Bravely opening as the pandemic (hopefully) fades, the Adelphi was packed to a cheering audience savouring a show that wasn’t just based upon a classic 1985 movie but which takes that film’s narrative to a fourth dimension amidst a veritable nuclear-powered fusion of effects wizardry, video projection, and good old-fashioned human talent.

It’s not just a tough gig to set a science-fiction yarn to music, Back To The Future also demands of its leads that they can inhabit characters including the leads that were so memorably brought to life on screen by Christopher Lloyd and Michael J. Fox . This show however pulls it off with an inspired casting that sees accomplished Broadway actor Roger Bart create the stage version of Doc Brown. Opposite Bart, Olly Dobson is equally convincing as teenage time-traveller Marty McFly.

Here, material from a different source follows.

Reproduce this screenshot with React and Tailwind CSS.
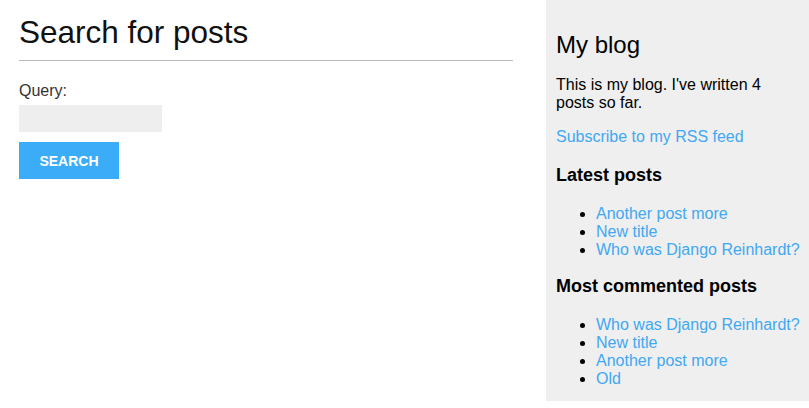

Nearly 40 years old, the story is a classic. Marty gets sent back in time 30 years by the madcap inventor Brown, where he stumbles across his pre-marital parents. And as his youthfully gorgeous mother Lorraine (Rosanna Hyland) falls for the new kid in town, unaware of course that he is her son, it is down to Marty and the (younger, naturally) Doc to engineer the plot that sees Lorraine fall for her unlikely suitor George McFly, so that in time the pair can marry and beget Marty… 

Roger Bart

Throughout, the acting is flawless, not least with Hugh Coles’ George McFly, a veritable masterpiece of physical comedy. Coles’ perfect interpretation of the hapless George delivers not only perfectly timed hilarity but also immaculately pitched nuance that must surely stand him in good stead when the Olivier for Best Supporting Actor is being considered. There is pathos too in the bond between Marty and the Doc - again, never milked, just perfectly pitched.

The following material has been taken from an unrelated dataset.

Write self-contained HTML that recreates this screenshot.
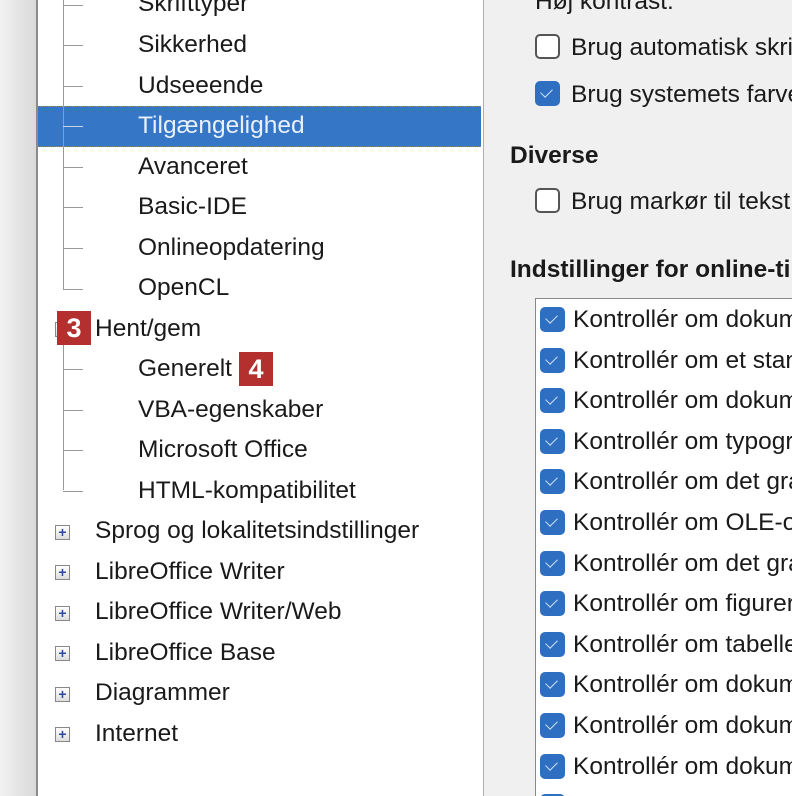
<!DOCTYPE html><html><head><meta charset="utf-8"><style>
html,body{margin:0;width:792px;height:796px;overflow:hidden}
body{position:relative;background:#f0f0f0;font-family:"Liberation Sans",sans-serif;font-size:24.5px;color:#1a1a1a}
.a{position:absolute;white-space:nowrap;line-height:28px}
#strip{position:absolute;left:0;top:0;width:36px;height:796px;background:linear-gradient(90deg,#f2f2f2,#d9d9d9)}
#tree{position:absolute;left:36px;top:0;width:445px;height:796px;background:#fff;border-left:2px solid #8a8a8a;border-right:1px solid #b0b0b0}
.hl{position:absolute;left:38px;top:106px;width:443px;height:39px;background:#3676c6;border-top:1px dotted #888;border-bottom:1px dotted #888}
.v{position:absolute;left:63px;width:1px;background:#999}
.h{position:absolute;left:63px;width:20px;height:1px;background:#999}
.plus{position:absolute;left:55px;width:15px;height:15px;border:1px solid #888;background:linear-gradient(#fff,#ddd);box-sizing:border-box;font-size:14px;line-height:12px;text-align:center;color:#2a4c9a;font-weight:bold}
.badge{position:absolute;background:#b3302f;color:#fff;font-weight:bold;font-size:27px;text-align:center;line-height:34px;width:34px;height:34px}
.cb{position:absolute;width:25px;height:25px;border-radius:5px;box-sizing:border-box}
.off{border:2px solid #555;background:#fff}
.on{background:#2f6fc2}
.on:after{content:"";position:absolute;left:8px;top:5px;width:6px;height:10px;border:solid #cfe0f7;border-width:0 1.5px 1.5px 0;transform:rotate(45deg)}
#clip{position:absolute;left:482px;top:0;width:310px;height:796px;overflow:hidden}
#list{position:absolute;left:53px;top:298px;width:300px;height:520px;background:#fff;border:1px solid #888}
b{font-weight:bold}
</style></head><body>
<div id="strip"></div><div id="tree"></div>
<div class="hl"></div>
<div class="v" style="top:0;height:290px"></div>
<div class="v" style="top:345px;height:145px"></div>
<div class="h" style="top:5px"></div><div class="h" style="top:45px"></div><div class="h" style="top:86px"></div><div class="h" style="top:126px;background:#c8d6ea"></div><div class="h" style="top:167px"></div><div class="h" style="top:207px"></div><div class="h" style="top:248px"></div><div class="h" style="top:289px"></div>
<div class="h" style="top:369px"></div><div class="h" style="top:410px"></div><div class="h" style="top:450px"></div><div class="h" style="top:491px"></div>
<div class="a" style="left:138px;top:-10px">Skrifttyper</div>
<div class="a" style="left:138px;top:31px">Sikkerhed</div>
<div class="a" style="left:138px;top:72px">Udseeende</div>
<div class="a" style="left:138px;top:112px;color:#e8f0fb">Tilgængelighed</div>
<div class="a" style="left:138px;top:153px">Avanceret</div>
<div class="a" style="left:138px;top:193px">Basic-IDE</div>
<div class="a" style="left:138px;top:234px">Onlineopdatering</div>
<div class="a" style="left:138px;top:274px">OpenCL</div>
<div class="plus" style="top:322px"></div>
<div class="badge" style="left:57px;top:311px">3</div>
<div class="a" style="left:95px;top:315px">Hent/gem</div>
<div class="a" style="left:138px;top:355px">Generelt</div>
<div class="badge" style="left:239px;top:352px">4</div>
<div class="a" style="left:138px;top:396px">VBA-egenskaber</div>
<div class="a" style="left:138px;top:436px">Microsoft Office</div>
<div class="a" style="left:138px;top:477px">HTML-kompatibilitet</div>
<div class="plus" style="top:525px">+</div><div class="a" style="left:95px;top:517px">Sprog og lokalitetsindstillinger</div>
<div class="plus" style="top:565px">+</div><div class="a" style="left:95px;top:558px">LibreOffice Writer</div>
<div class="plus" style="top:606px">+</div><div class="a" style="left:95px;top:598px">LibreOffice Writer/Web</div>
<div class="plus" style="top:646px">+</div><div class="a" style="left:95px;top:639px">LibreOffice Base</div>
<div class="plus" style="top:687px">+</div><div class="a" style="left:95px;top:679px">Diagrammer</div>
<div class="plus" style="top:727px">+</div><div class="a" style="left:95px;top:720px">Internet</div>
<div id="clip">
<div class="a" style="left:53px;top:-12px">Høj kontrast:</div>
<div class="cb off" style="left:53px;top:34px"></div><div class="a" style="left:89px;top:34px">Brug automatisk skrifttype</div>
<div class="cb on" style="left:53px;top:81px"></div><div class="a" style="left:89px;top:81px">Brug systemets farver</div>
<div class="a" style="left:28px;top:142px"><b>Diverse</b></div>
<div class="cb off" style="left:53px;top:188px"></div><div class="a" style="left:89px;top:188px">Brug markør til tekst</div>
<div class="a" style="left:28px;top:256px"><b>Indstillinger for online-tilgængelighed</b></div>
<div id="list"></div>
<div id="rows"></div>
</div>
<script>
var t=["dokumentet","et standard","dokumentet","typografi","det grafiske","OLE-objekter","det grafiske","figurer","tabeller","dokumentet","dokumentet","dokumentet","dokumentet"];
var h="";for(var i=0;i<13;i++){var y=307+i*40.6;h+='<div class="cb on" style="left:58px;top:'+y+'px"></div><div class="a" style="left:91px;top:'+(y-1)+'px">Kontrollér om '+t[i]+'</div>';}
document.getElementById("rows").innerHTML=h;
</script>
</body></html>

And, for the most part, the show’s new songs are also rather clever. In a time when new musical theatre writing can often disappoint, the numbers created here combine humour and passion together with perfectly pitched insight into the human condition. Hello - Is Anybody Home? as Marty gazes despairingly at his (1985) family, is matched in wit by his (youthful) dad’s My Myopia. Whichever of Silvestri or Ballard thought to rhyme myopia with utopia is another deeply talented soul.

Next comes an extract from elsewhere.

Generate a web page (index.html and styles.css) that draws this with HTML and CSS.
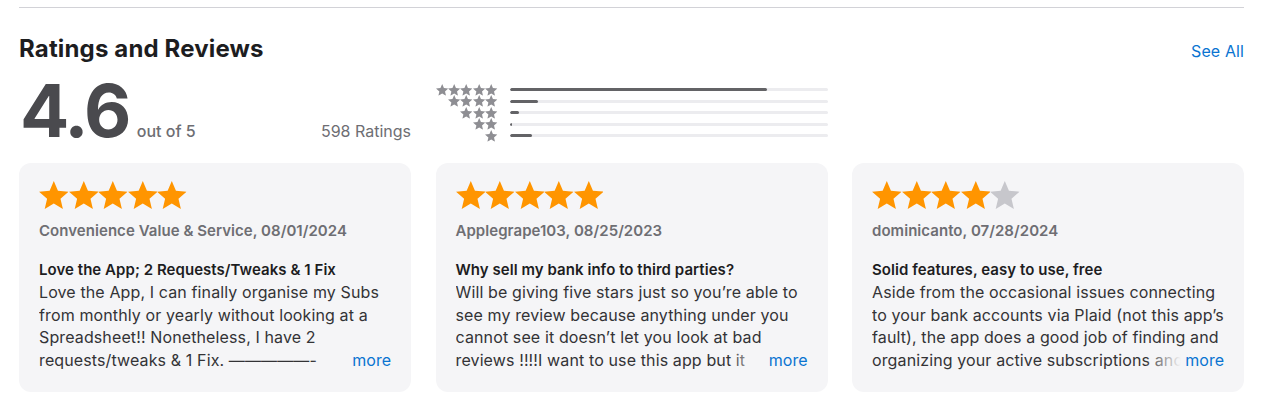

Actors and lyrics aside, Back To The Future has always been about the car! So much more than just a ripping yarn, what is needed here has been the translation of a 20th century blockbuster movie crammed full of (non-CGI) special effects and squeezing it into the confines of a proscenium arch, beyond which is a theatre brimming with the expectations of a tech-savvy 21st century audience.

Director John Rando pulls off this task magnificently – aided by Tim Hatley’s design work, Chris Fisher’s illusions, Finn Ross outstanding video projections (Doc Brown’s climbing of the clock tower towards the show’s finale is a hilarious coup-de-theatre in itself!), Gareth Owen’s sound design and Tim Lutkin’s lighting. The staging is imaginative, stunning and clearly expensive – everything that a big West End show should be – and, above all, imaginative. There will be no spoilers in this review – just go and savour what these guys manage to do with a classy company of actors and a DeLorean. (And if this 2021 iteration of the story sees those pesky Libyan terrorists from 1985 get canned in the name of politically correct progress, well hey that's showbiz!)

Jim Henson’s 14 piece band make fine work of the newly scored stuff – theres a great leitmotif running through the show that is a nod to the movie – with the more recent songs standing up well to the timeless gems of Johnny B. Goode and Huey Lewis’ The Power Of Love. The dancework is wonderfully tight too, with choreographer Chris Bailey lobbing in some wonderful moments of pastiche that only add to the evening's splendour.  

It says much for London as a global centre of theatre that the producers have chosen to workshop and launch this All-American show over here and with a predominantly British company of cast and creatives. As soon as circumstances make it possible and profitable, the show deserves a swift transfer across the Atlantic. 

Throughout, Back To The Future The Musical exceeds expectations, consistently delivering excellence in acting, song, dance, and oh, those effects.  Family entertainment in musical theatre does not get better than this. Just go!